Shlomo Sand, La invención del pueblo judío. Prefacio del autor. Traducción de José María Amoroto Salido. Akal, Madrid, 2011. 352 pp. 28,50 €.

Toda comunidad necesita, para existir, crecer y sobrevivir, una narración de su propia historia e identidad que contar a propios y ajenos. No es ni escándalo ni novedad; eso sí, las ideologías del que llamamos "nuevo régimen" necesitan más que ninguna antes una identificación perfecta entre ese mito identitario y la comunidad. Dentro de tales ideologías, ninguna tanto como los nacionalismos, y dentro de éstos ninguno como los más jóvenes. No es ni extraño ni criticable que Israel tuviese que crear su propio mito nacional, sobre todo si nunca hasta el sionismo, en todo caso no desde remotos tiempos bíblicos y con la excepción cuidadosamente obviada de los jázaros, había existido un sujeto político judío.

Shlomo Sand, judío y académico él mismo, no escribe desde el proyecto sionista sino con los pies firmemente puestos en su resultado, el Israel del siglo XXI. El resultado de su investigación en los fundamentos objetivos de la identidad judía es sin duda polémico pero no está hecho con la intención de desacreditarlo sino de distinguir qué es realidad y qué fue sólo mito. En un libro denso y con la adecuada proporción de accesibilidad y hasta de humor, Sand explica qué elementos de la identidad judía son lo que dicen ser y qué otros son un resultado de las necesidades ideológicas de los siglos XIX y XX. En definitiva,no había una comunidad nacional judía, ni una lengua, ni una cultura, ni una raza, sino un proyecto –o mejor dicho uno entre varios. Y si era legítimo crear el mito y es hoy legítimo creer en él, no lo es imponerlo y menos aún negar a partir de él las realidades del pasado y del presente.
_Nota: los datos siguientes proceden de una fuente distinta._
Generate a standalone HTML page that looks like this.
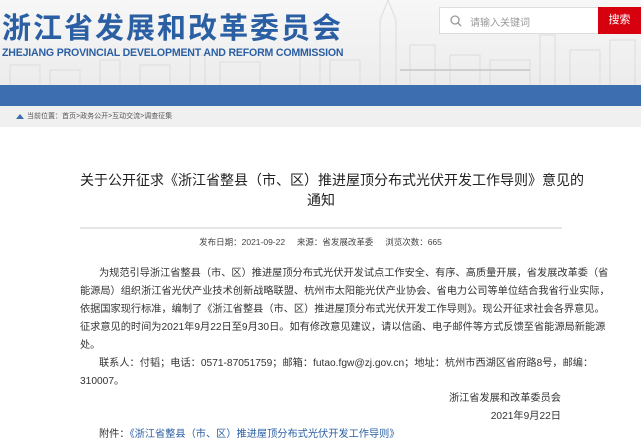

Aún hoy Israel es un Estado judío y para judíos, judíos de un judaísmo absolutamente peculiar definido de un modo que hace unos siglos habría sido considerado impensable. Que esto sea así impone límites a la libertad de los judíos, dentro y fuera de Israel, y de quienes conviven con ellos. Quizá Sand no sea un judío sionista apasionado, ni es un judío religioso ortodoxo; y quizá su opinión pueda ser discutida por quien se sienta judío. Pero no cabe prescindir de la información de ordena y da en este libro que, una vez más, Akal nos ofrece.